Public support for legalizing marijuana in the U.S. is at its highest level in nearly a half-century of measurement, according to a new poll.
Sixty-four percent of adult Americans say use of the drug should become legal in the Gallup survey released Wednesday.
Gallup reported that its latest figures on the topic followed major shifts in the U.S. legal landscape regarding marijuana since it measured public support last year.
Eight states and the District of Columbia have fully legalized marijuana, meaning more than one in five Americans reside in a state where they can legally use the drug.
Marijuana use remains illegal at the federal level, however, but the issue of legalizing the drug also appeared on a number of state ballot initiatives in 2016.
Gallup first asked adult Americans about legalizing marijuana in 1969, finding that 12 percent supported legalization.
Public support for legalization eventually reached 28 percent in 1978, meaning the idea’s backing had more than doubled by a decade later.
Twenty-five percent supported legalization in 1996, with the total swelling to 34 percent by 2002 and increasing steadily ever since.
Gallup noted that a majority of U.S. adults have consistently supported legalizing marijuana since 2013.
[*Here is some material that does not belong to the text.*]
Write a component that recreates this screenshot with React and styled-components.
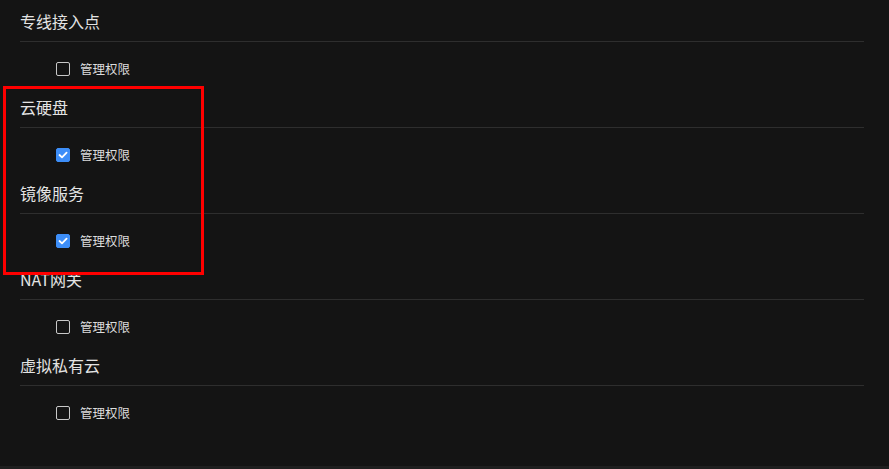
import React, { useState } from "react";
import styled, { createGlobalStyle } from "styled-components";

const GlobalStyle = createGlobalStyle`
  html, body {
    margin: 0;
    padding: 0;
    background: #141414;
  }
  body {
    font-family: "Noto Sans CJK SC", "Noto Sans", sans-serif;
  }
`;

const Page = styled.div`
  position: relative;
  height: 469px;
  background: #141414;
  display: flex;
  flex-direction: column;
  overflow: hidden;
`;

const List = styled.div`
  flex: 1;
  padding: 0 25px 0 20px;
`;

const Section = styled.div`
  display: flex;
  flex-direction: column;
`;

const Title = styled.div`
  height: 41px;
  line-height: 42px;
  font-size: 16px;
  color: #e3e3e3;
  border-bottom: 1px solid #2e2e2e;
`;

const Option = styled.label`
  display: flex;
  align-items: center;
  gap: 10px;
  height: 14px;
  padding: 20px 0 10px 36px;
  cursor: pointer;
`;

const Box = styled.span`
  width: 14px;
  height: 14px;
  box-sizing: border-box;
  border-radius: 2px;
  border: 1px solid ${p => (p.$on ? "#3d8ef8" : "#c8c8c8")};
  background: ${p => (p.$on ? "#3d8ef8" : "transparent")};
  display: flex;
  align-items: center;
  justify-content: center;
`;

const Label = styled.span`
  font-size: 12.5px;
  line-height: 14px;
  color: #dcdcdc;
`;

const Footer = styled.div`
  height: 3px;
  background: #1f1f1f;
`;

const Highlight = styled.div`
  position: absolute;
  left: 3px;
  top: 86px;
  width: 195px;
  height: 183px;
  border: 3px solid #ff0000;
  pointer-events: none;
`;

const Check = () => (
  <svg width="10" height="8" viewBox="0 0 10 8">
    <path d="M1.5 4 L4 6.3 L8.6 1.6" fill="none" stroke="#fff" strokeWidth="1.8" strokeLinecap="round" strokeLinejoin="round" />
  </svg>
);

const initial = [
  { name: "专线接入点", on: false },
  { name: "云硬盘", on: true },
  { name: "镜像服务", on: true },
  { name: "NAT网关", on: false },
  { name: "虚拟私有云", on: false },
];

const App = () => {
  const [items, setItems] = useState(initial);

  const toggle = i =>
    setItems(items.map((it, idx) => (idx === i ? { ...it, on: !it.on } : it)));

  return (
    <Page>
      <GlobalStyle />
      <List>
        {items.map((it, i) => (
          <Section key={it.name}>
            <Title>{it.name}</Title>
            <Option onClick={() => toggle(i)}>
              <Box $on={it.on}>{it.on && <Check />}</Box>
              <Label>管理权限</Label>
            </Option>
          </Section>
        ))}
      </List>
      <Footer />
      <Highlight />
    </Page>
  );
};

export default App;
The polling firm found that 60 percent support marijuana legalization between this year and 2014.
Attorney General Jeff Sessions has publicly advocated for a crackdown on marijuana, and the Department of Justice (DOJ) is currently reviewing whether to change its stance on the drug.
The DOJ is considering whether to change or more strictly enforce marijuana laws at the federal level.
Gallup conducted its latest survey of 1,028 U.S. adults, aged 18 and older, living in all 50 states and the District of Columbia, via telephone interviews from Oct. 5-11. It has a 4 percent margin of error.